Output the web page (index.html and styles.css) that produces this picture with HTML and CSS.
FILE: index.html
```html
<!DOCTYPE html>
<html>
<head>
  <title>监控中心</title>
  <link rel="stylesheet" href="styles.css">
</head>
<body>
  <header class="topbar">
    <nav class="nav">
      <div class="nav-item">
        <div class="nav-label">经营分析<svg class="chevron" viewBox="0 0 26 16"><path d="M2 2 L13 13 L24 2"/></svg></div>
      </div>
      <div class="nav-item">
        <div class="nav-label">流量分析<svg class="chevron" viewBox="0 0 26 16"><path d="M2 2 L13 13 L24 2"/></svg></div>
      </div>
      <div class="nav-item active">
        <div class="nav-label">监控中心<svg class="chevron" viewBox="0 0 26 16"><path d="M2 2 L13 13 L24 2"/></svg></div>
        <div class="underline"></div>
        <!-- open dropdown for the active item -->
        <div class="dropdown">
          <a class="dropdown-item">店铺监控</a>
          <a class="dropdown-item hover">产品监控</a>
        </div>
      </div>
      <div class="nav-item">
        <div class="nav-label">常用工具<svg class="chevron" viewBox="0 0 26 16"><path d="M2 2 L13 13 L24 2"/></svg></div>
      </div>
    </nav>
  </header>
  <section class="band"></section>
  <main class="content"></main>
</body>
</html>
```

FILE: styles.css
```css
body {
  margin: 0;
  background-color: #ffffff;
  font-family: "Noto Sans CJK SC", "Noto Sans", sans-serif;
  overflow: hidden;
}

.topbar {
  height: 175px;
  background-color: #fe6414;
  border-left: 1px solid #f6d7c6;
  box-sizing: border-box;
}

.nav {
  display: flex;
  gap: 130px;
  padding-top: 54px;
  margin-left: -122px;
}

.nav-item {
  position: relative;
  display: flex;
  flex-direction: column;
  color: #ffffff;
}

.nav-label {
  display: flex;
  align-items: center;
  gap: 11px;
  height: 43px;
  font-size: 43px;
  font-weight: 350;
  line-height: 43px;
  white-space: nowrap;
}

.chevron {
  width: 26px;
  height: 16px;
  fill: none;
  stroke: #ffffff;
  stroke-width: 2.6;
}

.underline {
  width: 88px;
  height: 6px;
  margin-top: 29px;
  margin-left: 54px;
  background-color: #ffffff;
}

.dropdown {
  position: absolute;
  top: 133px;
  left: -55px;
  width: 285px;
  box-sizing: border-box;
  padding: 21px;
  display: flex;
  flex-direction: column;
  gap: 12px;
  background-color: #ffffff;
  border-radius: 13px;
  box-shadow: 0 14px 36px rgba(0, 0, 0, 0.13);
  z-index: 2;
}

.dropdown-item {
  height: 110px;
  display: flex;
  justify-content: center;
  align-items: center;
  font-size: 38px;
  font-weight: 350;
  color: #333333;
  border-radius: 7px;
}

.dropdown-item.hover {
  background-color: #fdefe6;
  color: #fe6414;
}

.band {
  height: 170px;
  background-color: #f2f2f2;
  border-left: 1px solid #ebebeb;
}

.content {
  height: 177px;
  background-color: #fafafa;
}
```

#### [Required work]
Repeat the material above in full, exactly as it stands.

#### [Task solution]
Output the web page (index.html and styles.css) that produces this picture with HTML and CSS.
FILE: index.html
```html
<!DOCTYPE html>
<html>
<head>
  <title>监控中心</title>
  <link rel="stylesheet" href="styles.css">
</head>
<body>
  <header class="topbar">
    <nav class="nav">
      <div class="nav-item">
        <div class="nav-label">经营分析<svg class="chevron" viewBox="0 0 26 16"><path d="M2 2 L13 13 L24 2"/></svg></div>
      </div>
      <div class="nav-item">
        <div class="nav-label">流量分析<svg class="chevron" viewBox="0 0 26 16"><path d="M2 2 L13 13 L24 2"/></svg></div>
      </div>
      <div class="nav-item active">
        <div class="nav-label">监控中心<svg class="chevron" viewBox="0 0 26 16"><path d="M2 2 L13 13 L24 2"/></svg></div>
        <div class="underline"></div>
        <!-- open dropdown for the active item -->
        <div class="dropdown">
          <a class="dropdown-item">店铺监控</a>
          <a class="dropdown-item hover">产品监控</a>
        </div>
      </div>
      <div class="nav-item">
        <div class="nav-label">常用工具<svg class="chevron" viewBox="0 0 26 16"><path d="M2 2 L13 13 L24 2"/></svg></div>
      </div>
    </nav>
  </header>
  <section class="band"></section>
  <main class="content"></main>
</body>
</html>
```

FILE: styles.css
```css
body {
  margin: 0;
  background-color: #ffffff;
  font-family: "Noto Sans CJK SC", "Noto Sans", sans-serif;
  overflow: hidden;
}

.topbar {
  height: 175px;
  background-color: #fe6414;
  border-left: 1px solid #f6d7c6;
  box-sizing: border-box;
}

.nav {
  display: flex;
  gap: 130px;
  padding-top: 54px;
  margin-left: -122px;
}

.nav-item {
  position: relative;
  display: flex;
  flex-direction: column;
  color: #ffffff;
}

.nav-label {
  display: flex;
  align-items: center;
  gap: 11px;
  height: 43px;
  font-size: 43px;
  font-weight: 350;
  line-height: 43px;
  white-space: nowrap;
}

.chevron {
  width: 26px;
  height: 16px;
  fill: none;
  stroke: #ffffff;
  stroke-width: 2.6;
}

.underline {
  width: 88px;
  height: 6px;
  margin-top: 29px;
  margin-left: 54px;
  background-color: #ffffff;
}

.dropdown {
  position: absolute;
  top: 133px;
  left: -55px;
  width: 285px;
  box-sizing: border-box;
  padding: 21px;
  display: flex;
  flex-direction: column;
  gap: 12px;
  background-color: #ffffff;
  border-radius: 13px;
  box-shadow: 0 14px 36px rgba(0, 0, 0, 0.13);
  z-index: 2;
}

.dropdown-item {
  height: 110px;
  display: flex;
  justify-content: center;
  align-items: center;
  font-size: 38px;
  font-weight: 350;
  color: #333333;
  border-radius: 7px;
}

.dropdown-item.hover {
  background-color: #fdefe6;
  color: #fe6414;
}

.band {
  height: 170px;
  background-color: #f2f2f2;
  border-left: 1px solid #ebebeb;
}

.content {
  height: 177px;
  background-color: #fafafa;
}
```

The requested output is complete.